De plus, dans le domaine de la gestion d’actifs, qui constitue actuellement un atout majeur pour notre place financière, les perspectives de développement, notamment en termes de création d’emplois, pourraient se concrétiser hors de France si des mesures correctrices ne sont pas prises.
Enfin, les entreprises émettrices, en raison de la lourdeur des procédures réglementaires et de notre moindre compétitivité fiscale, choisissent de plus en plus fréquemment de se délocaliser vers d’autres places financières européennes concurrentes.
- La situation est-elle irréversible ?
Nous disposons aujourd’hui d’une fenêtre d’opportunité pour agir, qui n’existait pas il y a cinq ans. Plusieurs facteurs clairs soutiennent cette possibilité : le développement et les succès d’Euronext, première bourse pan-européenne intégrée ; le renforcement du pôle de gestion de la place de Paris ; la position de l’euro comme devise de référence pour les émissions, face au dollar américain ; et l’existence d’un cadre de régulation sécurisé en conformité avec les standards internationaux, comme la Loi de Sécurité Financière.
À cela s’ajoutent des facteurs plus permanents : le professionnalisme de notre industrie financière, la qualité et l’avancée technologiques de nos systèmes, notamment dans la négociation des valeurs mobilières et les fonctions de « post-marché », ainsi que l’attractivité de Paris pour les professionnels de la finance, en raison de la qualité de son cadre de vie et de ses équipements collectifs.
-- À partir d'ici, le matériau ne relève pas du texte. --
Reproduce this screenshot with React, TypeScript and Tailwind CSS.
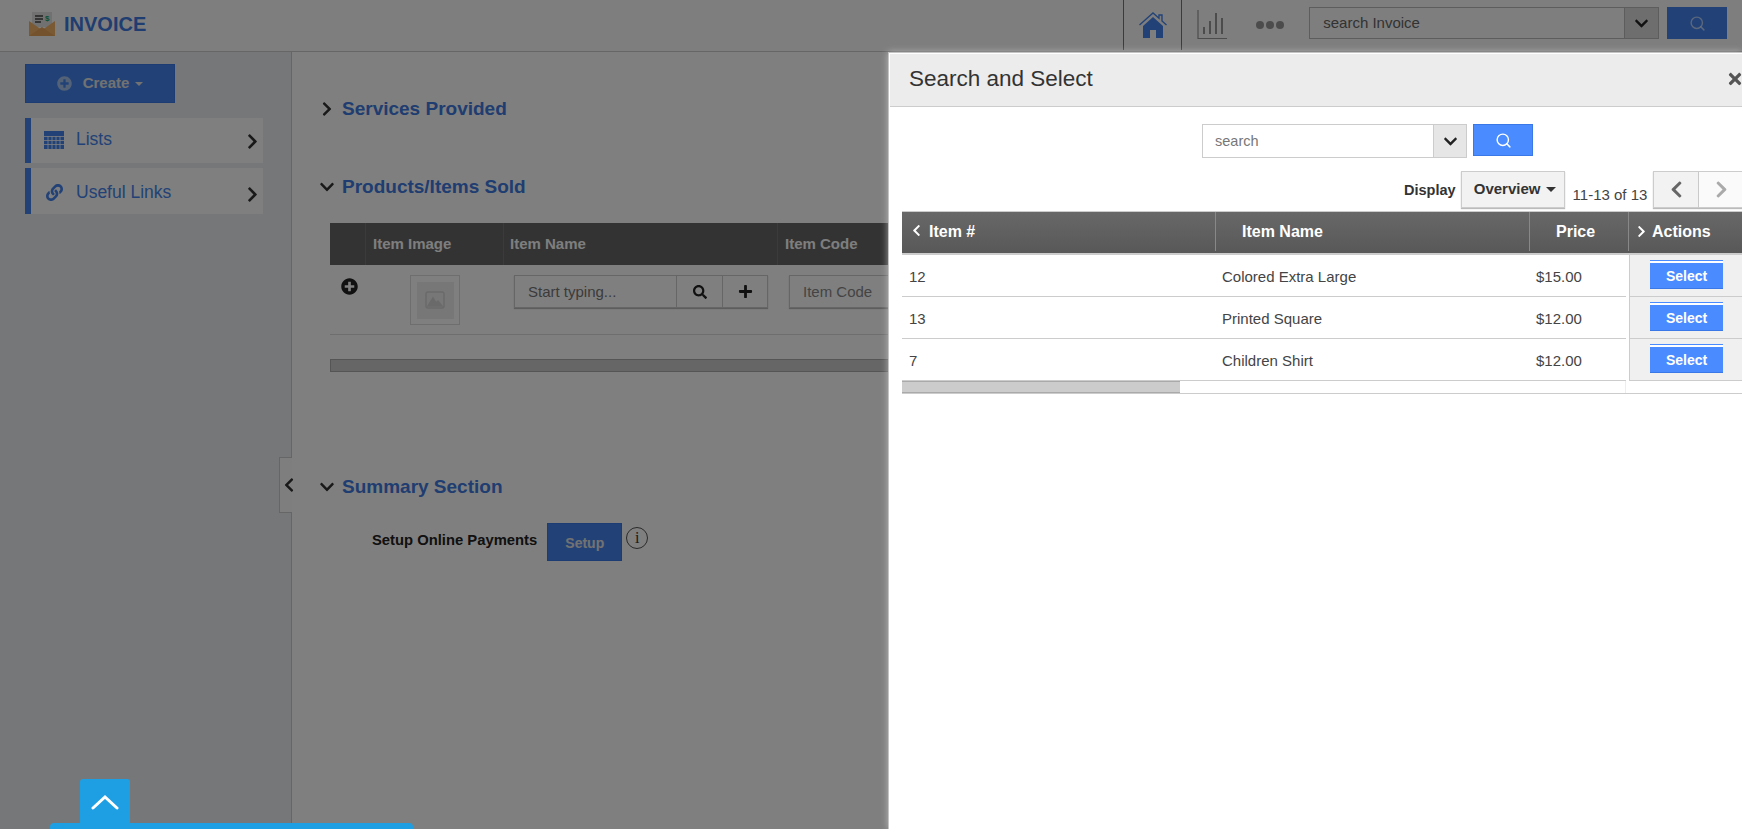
import { Search } from 'lucide-react'
import { FaChevronDown, FaChevronLeft, FaChevronRight, FaLink, FaPlus, FaPlusCircle, FaSearch, FaTimes } from 'react-icons/fa'

const rows = [
  { id: '12', name: 'Colored Extra Large', price: '$15.00' },
  { id: '13', name: 'Printed Square', price: '$12.00' },
  { id: '7', name: 'Children Shirt', price: '$12.00' },
]

function Logo() {
  return (
    <svg width="26" height="24" viewBox="0 0 26 24">
      <rect x="3" y="0" width="20" height="15" fill="#e3e3e3" />
      <path d="M6 4h8M6 7h8M6 10h6" stroke="#444" strokeWidth="1.4" />
      <text x="16" y="9" fontSize="8" fontWeight="700" fill="#16a36b" fontFamily="Liberation Sans">$</text>
      <path d="M0 9 L13 18 L26 9 V24 H0Z" fill="#f2b56b" />
      <path d="M0 24 L13 15 L26 24Z" fill="#e8a55a" />
    </svg>
  )
}

function HomeIcon() {
  return (
    <svg width="28" height="26" viewBox="0 0 28 26" fill="#4585ee">
      <path d="M0.5 13 L14 1 L20 6.3 V3 H23 V9 L27.5 13" fill="none" stroke="#4585ee" strokeWidth="1.4" />
      <path d="M14 5 L24 14 V26 H17 V18 H11 V26 H4 V14Z" />
    </svg>
  )
}

function ChartIcon() {
  return (
    <svg width="30" height="30" viewBox="0 0 30 30" fill="none" stroke="#999" strokeWidth="2">
      <path d="M1 0V28.5H30" strokeWidth="1.2" />
      <path d="M7 24V17M13 24V11M19 24V3M25 24V8" />
    </svg>
  )
}

function CalendarIcon() {
  return (
    <svg width="20" height="18" viewBox="0 0 20 18">
      <rect width="20" height="18" fill="#4585ee" />
      <path d="M0 5.5H20M0 9.5H20M0 13.5H20M4 5V18M8 5V18M12 5V18M16 5V18" stroke="#fff" strokeWidth="0.8" />
    </svg>
  )
}

function SideItem({ icon, label, className }: { icon: React.ReactNode; label: string; className: string }) {
  return (
    <div className={`flex items-center border-l-[6px] border-[#4585ee] bg-[#fefefe] pl-[13px] pr-[2px] ${className}`}>
      <span className="flex w-[20px] justify-center">{icon}</span>
      <span className="ml-[12px] flex-1 text-[17.5px] text-[#4585ee]">{label}</span>
      <FaChevronRight className="mt-[4px] text-[17px] text-[#333]" />
    </div>
  )
}

function SectionTitle({ open, title, className }: { open?: boolean; title: string; className: string }) {
  return (
    <div className={`-ml-px flex items-center ${className}`}>
      <span className="flex w-[23px] justify-start">
        {open ? <FaChevronDown className="text-[16px] text-[#333]" /> : <FaChevronRight className="text-[16px] text-[#333]" />}
      </span>
      <h2 className="text-[19px] font-bold text-[#3f7ae0]">{title}</h2>
    </div>
  )
}

export default function App() {
  return (
    <div className="relative h-screen w-screen overflow-hidden bg-white font-['Liberation_Sans',Arial,sans-serif] text-[14px]">
      {/* page under the dim layer */}
      <header className="flex h-[52px] items-start border-b border-[#ccc] bg-[#fdfdfd] pl-[29px]">
        <div className="mt-[9px] flex items-center">
          <Logo />
          <span className="ml-[9px] text-[20px] font-bold text-[#3f7ae0]">INVOICE</span>
        </div>
        <div className="ml-[977px] flex h-[50px]">
          <div className="flex w-[59px] items-center justify-center border-x border-[#777]">
            <HomeIcon />
          </div>
          <div className="ml-[15px] flex items-center">
            <ChartIcon />
          </div>
          <div className="ml-[29px] flex items-center gap-[2px]">
            <span className="h-[8px] w-[8px] rounded-full bg-[#999]" />
            <span className="h-[8px] w-[8px] rounded-full bg-[#999]" />
            <span className="h-[8px] w-[8px] rounded-full bg-[#999]" />
          </div>
          <div className="ml-[25px] mt-[7px] flex h-[32px] w-[350px] border border-[#bbb]">
            <span className="flex-1 pl-[13px] text-[15px] leading-[30px] text-[#666]">search Invoice</span>
            <span className="flex w-[34px] items-center justify-center border-l border-[#bbb] bg-[#ddd]">
              <FaChevronDown className="text-[15px] text-[#222]" />
            </span>
          </div>
          <div className="ml-[8px] mt-[7px] flex h-[32px] w-[60px] items-center justify-center bg-[#4585ee]">
            <Search size={17} className="text-white/60" />
          </div>
        </div>
      </header>

      <div className="flex h-[calc(100vh-52px)]">
        <aside className="relative w-[292px] shrink-0 border-r border-[#ccc] bg-[#eceef2] pl-[25px] pt-[12px]">
          <div className="flex h-[39px] w-[150px] items-center justify-center border border-[#3a78e8] bg-[#4585ee] text-[15px] font-bold text-[#e4e4e4]">
            <FaPlusCircle className="mr-[11px] text-[15px] text-[#a9c4f0]" />
            Create
            <span className="ml-[6px] h-0 w-0 border-x-[4px] border-t-[4px] border-x-transparent border-t-[#e4e4e4]" />
          </div>
          <SideItem className="mt-[15px] h-[45px] w-[238px] pb-[2px]" icon={<CalendarIcon />} label="Lists" />
          <SideItem
            className="mt-[5px] h-[46px] w-[238px] pt-[2px]"
            icon={<FaLink className="text-[17px] text-[#4585ee]" />}
            label="Useful Links"
          />
          <div className="absolute right-[-1px] top-[405px] flex h-[56px] w-[13px] items-center border border-r-0 border-[#ccc] bg-[#fdfdfd]">
            <FaChevronLeft className="ml-[1px] shrink-0 text-[16px] text-[#333]" />
          </div>
        </aside>

        <main className="min-w-0 flex-1 pl-[28px]">
          <SectionTitle className="mt-[44px] h-[26px]" title="Services Provided" />
          <SectionTitle className="mt-[52px] h-[26px]" open title="Products/Items Sold" />

          <div className="ml-[10px] mt-[23px] w-[900px]">
            <div className="grid h-[42px] grid-cols-[36px_138px_274px_1fr] items-center bg-[#666] text-[15px] font-bold text-[#fcfcfc]">
              <span className="h-full border-r border-[#777]" />
              <span className="flex h-full items-center border-r border-[#777] pl-[7px]">Item Image</span>
              <span className="flex h-full items-center border-r border-[#777] pl-[6px]">Item Name</span>
              <span className="pl-[7px]">Item Code</span>
            </div>
            <div className="flex h-[70px] items-start border-b border-[#ddd]">
              <FaPlusCircle className="ml-[11px] mt-[13px] text-[17px] text-[#222]" />
              <div className="ml-[52px] mt-[10px] flex h-[50px] w-[50px] items-center justify-center border border-[#ddd]">
                <div className="flex h-[37px] w-[37px] items-center justify-center bg-[#eee]">
                  <svg width="20" height="18" viewBox="0 0 20 18" fill="none" stroke="#d5d5d5" strokeWidth="1.5">
                    <rect x="1" y="1" width="18" height="16" rx="2" />
                    <path d="M3 15 L8 7 L11 12 L13 10 L17 15Z" fill="#d5d5d5" />
                  </svg>
                </div>
              </div>
              <div className="ml-[54px] mt-[10px] flex h-[33px] w-[254px] border border-[#ccc] shadow-[0_1px_1px_#bbb]">
                <span className="w-[161px] pl-[13px] text-[15px] leading-[31px] text-[#777]">Start typing...</span>
                <span className="flex w-[46px] items-center justify-center border-l border-[#ccc]">
                  <FaSearch className="text-[14px] text-[#222]" />
                </span>
                <span className="flex flex-1 items-center justify-center border-l border-[#ccc]">
                  <FaPlus className="text-[15px] text-[#222]" />
                </span>
              </div>
              <div className="ml-[21px] mt-[10px] h-[33px] flex-1 border border-[#ccc] pl-[13px] text-[15px] leading-[31px] text-[#888] shadow-[0_1px_1px_#bbb]">
                Item Code
              </div>
            </div>
            <div className="mt-[24px] h-[13px] border border-[#aaa] bg-[#ccc]" />
          </div>

          <SectionTitle className="mt-[102px] h-[26px]" open title="Summary Section" />
          <div className="ml-[52px] mt-[23px] flex items-start">
            <span className="mt-[6px] text-[14.8px] font-bold text-[#222]">Setup Online Payments</span>
            <span className="ml-[10px] flex h-[38px] w-[75px] items-center justify-center border border-[#3a78e8] bg-[#4585ee] pt-[3px] text-[14px] font-bold text-[#e4e4e4]">
              Setup
            </span>
            <span className="ml-[4px] mt-[4px] flex h-[22px] w-[22px] items-center justify-center rounded-full border border-[#555] font-['Liberation_Serif',serif] text-[16px] text-[#333]">
              i
            </span>
          </div>
        </main>
      </div>

      {/* chat launcher stays bright, so it sits above the dim layer */}
      <div className="absolute inset-0 bg-[#00000080]" />
      <div className="absolute bottom-0 left-[80px] flex h-[50px] w-[50px] justify-center rounded-t-[3px] bg-[#1e9fe3] pt-[15px]">
        <svg width="28" height="16" viewBox="0 0 28 16" fill="none" stroke="#fff" strokeWidth="3" strokeLinecap="round">
          <path d="M2 14 L14 3 L26 14" />
        </svg>
      </div>
      <div className="absolute bottom-0 left-[50px] h-[6px] w-[363px] rounded-t-[4px] bg-[#1e9fe3]" />

      {/* slide-over panel */}
      <section className="absolute bottom-0 left-[888px] right-0 top-[52px] overflow-hidden border-l border-t border-[#c4c4c4] bg-white pl-px pt-px shadow-[0_0_7px_rgba(205,205,205,0.7)]">
        <div className="flex h-[53px] items-center justify-between border-b border-[#ccc] bg-[#ececec] pb-[2px] pl-[19px]">
          <span className="text-[22.5px] text-[#333]">Search and Select</span>
          <FaTimes className="mr-[-2px] text-[18px] text-[#555]" />
        </div>

        <div className="ml-[312px] mt-[17px] flex items-start">
          <div className="flex h-[34px] w-[265px] border border-[#ccc]">
            <span className="flex-1 pl-[12px] text-[14.5px] leading-[32px] text-[#777]">search</span>
            <span className="flex w-[33px] items-center justify-center border-l border-[#ccc] bg-[#e6e6e6]">
              <FaChevronDown className="text-[15px] text-[#222]" />
            </span>
          </div>
          <div className="ml-[6px] flex h-[32px] w-[60px] items-center justify-center border border-[#3a78e8] bg-[#4a8cff]">
            <Search size={17} className="text-white" />
          </div>
        </div>

        <div className="ml-[514px] mt-[13px] flex h-[37px] items-start whitespace-nowrap">
          <span className="mt-[9px] text-[14.5px] font-bold text-[#333]">Display</span>
          <div className="ml-[5px] flex h-[37px] w-[104px] shrink-0 items-center justify-center border border-[#ccc] bg-[#f2f2f2] pl-[5px] text-[15px] font-bold text-[#333] shadow-[0_1px_1px_#bbb]">
            Overview
            <span className="ml-[6px] h-0 w-0 border-x-[5px] border-t-[5px] border-x-transparent border-t-[#333]" />
          </div>
          <span className="ml-[8px] mt-[13px] text-[15px] text-[#444]">11-13 of 13</span>
          <div className="ml-[6px] flex h-[37px] w-[46px] shrink-0 items-center justify-center border border-[#ccc] bg-[#f2f2f2] shadow-[0_1px_1px_#bbb]">
            <FaChevronLeft className="text-[19px] text-[#666]" />
          </div>
          <div className="flex h-[37px] w-[46px] shrink-0 items-center justify-center border border-l-0 border-[#ccc] bg-[#fafafa] shadow-[0_1px_1px_#bbb]">
            <FaChevronRight className="text-[19px] text-[#aaa]" />
          </div>
        </div>

        <div className="ml-[12px] mt-[3px] w-[840px]">
          <div className="grid h-[44px] grid-cols-[314px_314px_99px_113px] border-t border-b-[2px] border-[#ccc] bg-gradient-to-b from-[#686868] to-[#585858] pb-[2px] text-[16px] font-bold text-white">
            <span className="flex items-center border-r border-[#888] pl-[8px]">
              <FaChevronLeft className="mb-[2px] text-[13px]" />
              <span className="ml-[6px]">Item #</span>
            </span>
            <span className="flex items-center border-r border-[#888] pl-[26px]">Item Name</span>
            <span className="flex items-center border-r border-[#888] pl-[26px]">Price</span>
            <span className="flex items-center pl-[6px]">
              <FaChevronRight className="mb-[1px] text-[13px]" />
              <span className="ml-[4px]">Actions</span>
            </span>
          </div>
          {rows.map((row) => (
            <div key={row.id} className="grid h-[42px] grid-cols-[724px_116px] text-[15px] text-[#444]">
              <div className="grid grid-cols-[320px_314px_90px] items-center border-b border-[#ccc] pt-[3px]">
                <span className="pl-[7px]">{row.id}</span>
                <span>{row.name}</span>
                <span>{row.price}</span>
              </div>
              <div className="ml-[3px] flex justify-start border-b border-l border-[#ccc] bg-[#f0f0f0] pl-[20px] pt-[6px]">
                <span className="flex h-[28px] w-[73px] items-center justify-center border-t-2 border-b border-t-white border-b-[#3a78e8] bg-[#4a8cff] pt-[1px] text-[14px] font-bold text-white shadow-[0_-1px_0_#4a8cff]">
                  Select
                </span>
              </div>
            </div>
          ))}
          <div className="w-[724px] border-r border-[#eee]">
            <div className="h-[12px] w-[278px] border-y border-[#aaa] bg-[#ccc]" />
          </div>
          <div className="h-px bg-[#ccc]" />
        </div>
      </section>
    </div>
  )
}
La conjonction de ces éléments crée une opportunité pour agir, tant du côté des pouvoirs publics que des professionnels de la finance eux-mêmes. - Les actions à mettre en œuvre
L’environnement juridique et fiscal de l’industrie financière revêt une importance stratégique, surtout si l’on rappelle le caractère essentiellement mobile des emplois de la finance, qui sont particulièrement sensibles aux évolutions de la fiscalité. Les demandes de la place financière aux pouvoirs publics sont ainsi centrées sur les mesures permettant de retenir et de développer à Paris cet emploi hautement qualifié et fortement producteur de valeur ajoutée, particulièrement sensible aux différentiels de charge fiscale d’une place à l’autre. Dans le contexte de la réforme de la taxe professionnelle, il est essentiel que les mesures compensatrices adoptées ne pèsent pas sur la compétitivité de la place de Paris, et dès lors sur l’emploi dans l’industrie financière. Il est également crucial d’aboutir dans les meilleurs délais à un abaissement de la taxe sur les salaires, qui est une taxe sur l’emploi. Les acteurs professionnels de la place financière de Paris, intermédiaires financiers, investisseurs institutionnels et émetteurs, réunis au sein de l’association Paris Europlace, ont conscience qu’ils sont partie prenante du combat pour la compétitivité de la France. Ils ne se contentent pas, dans cet esprit, de formuler des demandes aux pouvoirs publics, mais se sont organisés, depuis plusieurs années déjà, pour mener des actions collectives en faveur de la compétitivité de la place et de l’économie française.
Les principaux axes de ces actions portent sur le renforcement des « points de force » de notre industrie financière, notamment dans le domaine bancaire et la gestion de portefeuille, le développement d’actions pour améliorer l’interface entre l’industrie financière et les entreprises émettrices, la participation intense en amont aux réflexions européennes sur les modalités d’organisation des marchés financiers intégrés et les relations avec les États tiers, au premier rang desquels les États-Unis et les pays d’Asie. Ces axes ont déjà donné lieu à des réalisations qui laissent bien augurer des conséquences bénéfiques de ces actions collectives sur la compétitivité de la place financière et de l’économie. En conclusion, je souhaiterais à nouveau insister sur l’idée que, dans le secteur de l’industrie financière comme dans d’autres secteurs, il n’existe pas de fatalité. C’est grâce à la volonté et à l’effort collectif que nos programmes d’actions pourront être mis en œuvre et prouver leur efficacité, même si les risques qui menacent la place financière de Paris ne doivent pas être sous-estimés.
Comme vous l’aurez compris, l’amélioration de l’attractivité de la place financière et le développement d’une industrie financière compétitive, enjeux vitaux pour nos entreprises émettrices et l’emploi, reposent sur un engagement commun.